--- start of Entries shown ---

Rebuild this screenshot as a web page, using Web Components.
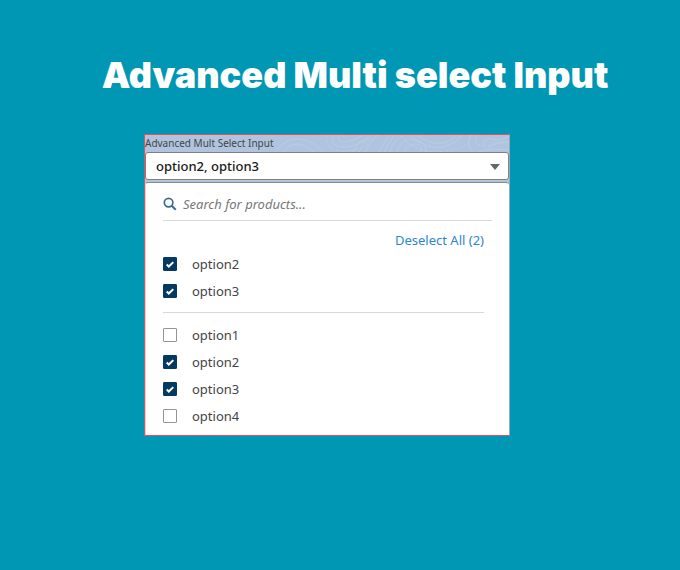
<!DOCTYPE html>
<html lang="en">
<head>
<meta charset="utf-8">
<meta name="viewport" content="width=device-width, initial-scale=1">
<title>Advanced Multi select Input</title>
<style>
	html {
		min-height: 100%;
		background: #0097b5;
	}

	body {
		margin: 0;
		font-family: "Noto Sans", "Open Sans", sans-serif;
		color: #444;
	}
</style>
</head>
<body>
<ms-page>
	<span slot="title">Advanced Multi select Input</span>
	<ms-select label="Advanced Mult Select Input" options="option1,option2,option3,option4" selected="option2,option3"></ms-select>
</ms-page>

<script>
class MsPage extends HTMLElement {
	constructor() {
		super();
		this.attachShadow({ mode: "open" });
		this.shadowRoot.innerHTML = `
			<style>
				:host {
					display: block;
				}

				h1 {
					margin: 0;
					padding: 51px 0 35px 30px;
					font: 900 36px/48px Inter, "Liberation Sans", sans-serif;
					text-align: center;
					color: white;
				}

				main {
					padding: 0 170px 32px 144px;
				}
			</style>
			<h1><slot name="title"></slot></h1>
			<main><slot></slot></main>
		`;
	}
}

class MsOption extends HTMLElement {
	constructor() {
		super();
		this.attachShadow({ mode: "open" });
		this.shadowRoot.innerHTML = `
			<style>
				:host {
					display: block;
				}

				label {
					display: grid;
					grid-template-columns: 14px 1fr;
					gap: 15px;
					align-items: center;
					height: 27px;
					font-size: 13px;
					cursor: pointer;
				}

				.box {
					display: grid;
				}

				.box > * {
					grid-area: 1 / 1;
				}

				input {
					appearance: none;
					box-sizing: border-box;
					width: 14px;
					height: 14px;
					margin: 0;
					border: 1px solid #949494;
					border-radius: 1px;
					background: white;
				}

				input:checked {
					border-color: #043a61;
					background: #043a61;
				}

				svg {
					width: 14px;
					height: 14px;
					pointer-events: none;
					visibility: hidden;
				}

				input:checked + svg {
					visibility: visible;
				}
			</style>
			<label for="check">
				<span class="box">
					<input type="checkbox" id="check">
					<svg viewBox="0 0 14 14" fill="none" stroke="white" stroke-width="2"><path d="M3.7 7.5l2.1 2 4.5-4.4"/></svg>
				</span>
				<span><slot></slot></span>
			</label>
		`;
	}

	connectedCallback() {
		const input = this.shadowRoot.querySelector("input");
		input.checked = this.hasAttribute("checked");
		input.addEventListener("change", () => {
			this.dispatchEvent(new CustomEvent("toggle-option", { bubbles: true, detail: this.textContent }));
		});
	}
}

class MsSearch extends HTMLElement {
	constructor() {
		super();
		this.attachShadow({ mode: "open" });
		this.shadowRoot.innerHTML = `
			<style>
				:host {
					display: flex;
					align-items: center;
					gap: 6px;
					height: 32px;
					border-bottom: 1px solid #d8d8d8;
				}

				svg {
					flex: none;
					width: 14px;
					height: 14px;
				}

				input {
					flex: 1;
					min-width: 0;
					padding: 0;
					border: 0;
					outline: 0;
					background: none;
					font: italic 13px/20px "Noto Sans", sans-serif;
					color: #444;
				}

				input::placeholder {
					color: #777;
					opacity: 1;
				}
			</style>
			<svg viewBox="0 0 14 14" fill="none" stroke="#3c6a8e" stroke-width="1.7"><circle cx="5.6" cy="5.6" r="4.3"/><path d="M8.7 8.7l4 4" stroke-width="2"/></svg>
			<input type="text" aria-label="Search for products" placeholder="Search for products...">
		`;
	}
}

class MsSelect extends HTMLElement {
	constructor() {
		super();
		this.attachShadow({ mode: "open" });
		this.shadowRoot.innerHTML = `
			<style>
				:host {
					display: block;
					border: 1px solid #e0525c;
					border-right-color: #9aa9b8;
					background: #b0c4df;
				}

				.head {
					position: relative;
					height: 17px;
				}

				.head svg {
					position: absolute;
					inset: 0;
					width: 100%;
					height: 100%;
				}

				.head label {
					position: relative;
					display: block;
					font-size: 10px;
					line-height: 17px;
					color: #444;
				}

				.field {
					display: grid;
					align-items: center;
				}

				.field > * {
					grid-area: 1 / 1;
				}

				select {
					appearance: none;
					box-sizing: border-box;
					width: 100%;
					height: 28px;
					padding: 0 30px 0 10px;
					border: 1px solid #808080;
					border-radius: 3px;
					background: white;
					font: 500 13px/20px "Noto Sans", sans-serif;
					color: #181818;
				}

				.arrow {
					justify-self: end;
					width: 10px;
					height: 6px;
					margin: 2px 9px 0 0;
					pointer-events: none;
				}

				.panel {
					margin-top: 2px;
					padding: 5px 17px 6px;
					border-top: 1px solid #8a8a8a;
					border-left: 1px solid #d5d5d5;
					border-radius: 3px 3px 0 0;
					background: white;
				}

				.lists {
					margin-right: 8px;
				}

				.actions {
					display: flex;
					justify-content: flex-end;
					padding-top: 9px;
				}

				a {
					font-size: 13px;
					line-height: 20px;
					color: #2b86d3;
					text-decoration: none;
				}

				hr {
					height: 1px;
					margin: 8px 0;
					border: 0;
					background: #d8d8d8;
				}
			</style>
			<div class="head">
				<svg viewBox="0 0 364 17" preserveAspectRatio="xMaxYMid slice" fill="none" stroke="#bbcde5">
					<path d="M130 17q10-14 24-13t24 13M138 17q8-9 16-8t15 8M188 0q-4 13 12 12t26-12M193 0q0 8 8 7t17-7M208 17q3-9 14-14M214 17q3-8 13-14M220 17q4-9 12-17"/>
					<path d="M234 17l10-17M239 17l10-17M245 17q3-12 15-17M252 17q4-15 18-12t10 14M259 17q4-9 12-8t4 8M264 0q20 16 34 12t19-12M272 0q14 10 25 8t14-8M326 0q-6 10 2 17M338 12q0-10 9-8t17-3M333 17q11-4 31-2M344 13q2-7 20-6"/>
					<path stroke-dasharray="3 2" d="M182 0q-3 17 18 16t34-16M255 0q16 20 45 16t24-16M331 0q-3 14 16 10t17 0"/>
				</svg>
				<label for="value"></label>
			</div>
			<div class="field">
				<select id="value"><option></option></select>
				<svg class="arrow" viewBox="0 0 10 6"><path fill="#666" d="M0 0h10L5 6z"/></svg>
			</div>
			<div class="panel">
				<ms-search></ms-search>
				<div class="lists">
					<div class="actions"><a href="#"></a></div>
					<div class="chosen"></div>
					<hr>
					<div class="all"></div>
				</div>
			</div>
		`;
	}

	connectedCallback() {
		this._options = this.getAttribute("options").split(",");
		this._selected = this.getAttribute("selected").split(",");
		this.shadowRoot.querySelector("label").textContent = this.getAttribute("label");

		this.shadowRoot.querySelector("a").addEventListener("click", (event) => {
			event.preventDefault();
			this._selected = [];
			this._render();
		});
		this.shadowRoot.addEventListener("toggle-option", (event) => {
			this._toggle(event.detail);
		});
		this._render();
	}

	_toggle(name) {
		this._selected = this._options.filter(
			(option) => this._selected.includes(option) !== (option === name)
		);
		this._render();
	}

	_render() {
		const root = this.shadowRoot;
		root.querySelector("option").textContent = this._selected.join(", ");
		root.querySelector("a").textContent = `Deselect All (${this._selected.length})`;
		root.querySelector(".chosen").replaceChildren(...this._selected.map((name) => this._row(name)));
		root.querySelector(".all").replaceChildren(...this._options.map((name) => this._row(name)));
	}

	_row(name) {
		const row = document.createElement("ms-option");
		row.textContent = name;
		row.toggleAttribute("checked", this._selected.includes(name));
		return row;
	}
}

customElements.define("ms-page", MsPage);
customElements.define("ms-option", MsOption);
customElements.define("ms-search", MsSearch);
customElements.define("ms-select", MsSelect);
</script>
</body>
</html>
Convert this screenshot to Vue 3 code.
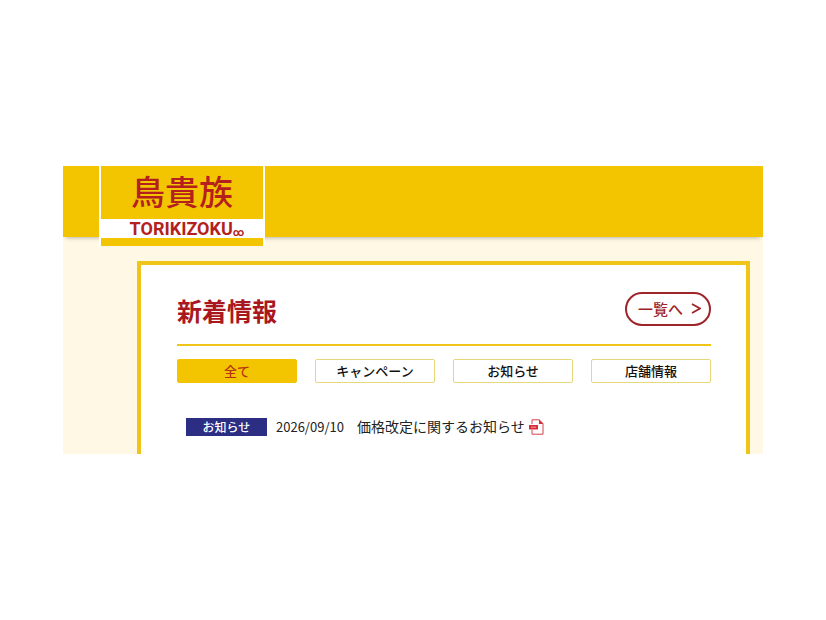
<template>
    <div class="page">
        <header class="header">
            <a class="logo" href="#" @click.prevent>
                <span class="logo-kanji">鳥貴族</span>
                <span class="logo-name">TORIKIZOKU<small>∞</small></span>
            </a>
        </header>
        <main class="main">
            <section class="news">
                <div class="news-head">
                    <h1>新着情報</h1>
                    <a class="more" href="#" @click.prevent>
                        一覧へ
                        <svg width="10" height="12" viewBox="0 0 10 12" aria-hidden="true">
                            <path d="M1 2 9 6.5 1 11" fill="none" stroke="currentColor" stroke-width="1.8" />
                        </svg>
                    </a>
                </div>
                <div class="tabs">
                    <button
                        v-for="tab in tabs"
                        :key="tab"
                        type="button"
                        :class="{ active: tab === current }"
                        @click="current = tab"
                    >{{ tab }}</button>
                </div>
                <ul class="list">
                    <li v-for="item in filtered" :key="item.title">
                        <span class="badge">{{ item.category }}</span>
                        <time>{{ item.date }}</time>
                        <a href="#" @click.prevent>
                            {{ item.title }}
                            <svg width="15" height="16" viewBox="0 0 15 16" aria-hidden="true">
                                <path d="M3 5V.8h7.2L14 4.6v10.6H3V11" fill="#fff" stroke="#d5414a" stroke-width="1" />
                                <path d="M10 .5V5h4.5z" fill="#d5303a" />
                                <path d="M0 6h9v4.5H0z" fill="#d5303a" />
                                <path d="M2 8.2h5" stroke="#f0a0a4" stroke-width="1" />
                            </svg>
                        </a>
                    </li>
                </ul>
            </section>
        </main>
    </div>
</template>

<script setup>
import { ref, computed } from 'vue';

const tabs = ['全て', 'キャンペーン', 'お知らせ', '店舗情報'];
const current = ref('全て');

const items = ref([
    { category: 'お知らせ', date: '2026/09/10', title: '価格改定に関するお知らせ' }
]);

const filtered = computed(() =>
    current.value === '全て' ? items.value : items.value.filter((i) => i.category === current.value)
);
</script>

<style>
body {
    background: #fff;
}
</style>

<style scoped>
.page {
    margin: 166px 63px;
    background: #fef8e4;
    color: #222;
    font-family: "Noto Sans CJK JP", sans-serif;
}

a {
    color: inherit;
    text-decoration: none;
}

.header {
    position: relative;
    display: flex;
    height: 71px;
    padding-left: 36px;
    background: #f2c500;
    box-shadow: 0 4px 4px -3px #0004;
}

.logo {
    display: flex;
    flex-direction: column;
    box-sizing: border-box;
    width: 166px;
    height: 80px;
    border: solid #fff;
    border-width: 0 2px;
    background: #f2c500;
    color: #b51f1d;
    text-align: center;
}

.logo-kanji {
    height: 53px;
    font-size: 34px;
    font-weight: 500;
    line-height: 50px;
}

.logo-name {
    display: flex;
    justify-content: center;
    height: 19px;
    padding-left: 10px;
    background: #fff;
    font-family: Roboto, sans-serif;
    font-size: 18px;
    font-weight: 700;
    line-height: 20px;
}

.logo-name small {
    font-size: 11px;
    line-height: 28px;
}

.main {
    padding: 24px 13px 0 74px;
}

.news {
    padding: 27px 35px 18px 36px;
    border: 4px solid #efc51a;
    border-bottom: 0;
    background: #fff;
}

.news-head {
    display: flex;
    align-items: flex-end;
    justify-content: space-between;
    padding-bottom: 18px;
    border-bottom: 2px solid #efc51a;
}

h1 {
    margin: 0;
    color: #a9181f;
    font-size: 25px;
    font-weight: 700;
    line-height: 32px;
}

.more {
    display: flex;
    align-items: center;
    justify-content: space-between;
    box-sizing: border-box;
    width: 86px;
    height: 34px;
    padding: 0 8px 2px 11px;
    border: 2px solid #9d2529;
    border-radius: 17px;
    color: #9d2529;
    font-size: 15px;
    font-weight: 500;
}

.tabs {
    display: grid;
    grid-template-columns: repeat(4, 1fr);
    gap: 18px;
    margin-top: 13px;
}

.tabs button {
    height: 24px;
    padding: 0;
    border: 1px solid #e6d878;
    border-radius: 2px;
    background: #fff;
    color: #111;
    font: 500 13px/22px "Noto Sans CJK JP", sans-serif;
    cursor: pointer;
}

.tabs .active {
    border-color: #f2c500;
    background: #f2c500;
    color: #b8321a;
}

.list {
    margin: 35px 0 0;
    padding: 0 0 0 9px;
    list-style: none;
}

.list li {
    display: flex;
    align-items: center;
    height: 18px;
}

.badge {
    width: 81px;
    background: #2b2e83;
    color: #fff;
    font-size: 12px;
    font-weight: 500;
    line-height: 18px;
    text-align: center;
}

time {
    margin: 0 13px 0 9px;
    padding-bottom: 2px;
    font-size: 13px;
}

.list a {
    display: flex;
    align-items: center;
    gap: 4px;
    padding-bottom: 2px;
    font-size: 14px;
}

.list svg {
    margin-top: 2px;
}
</style>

--- end of Entries shown ---

Given request
Of the lines in the listing above, how many hold the string "screenshot"? Reply with the number only.

Full response
2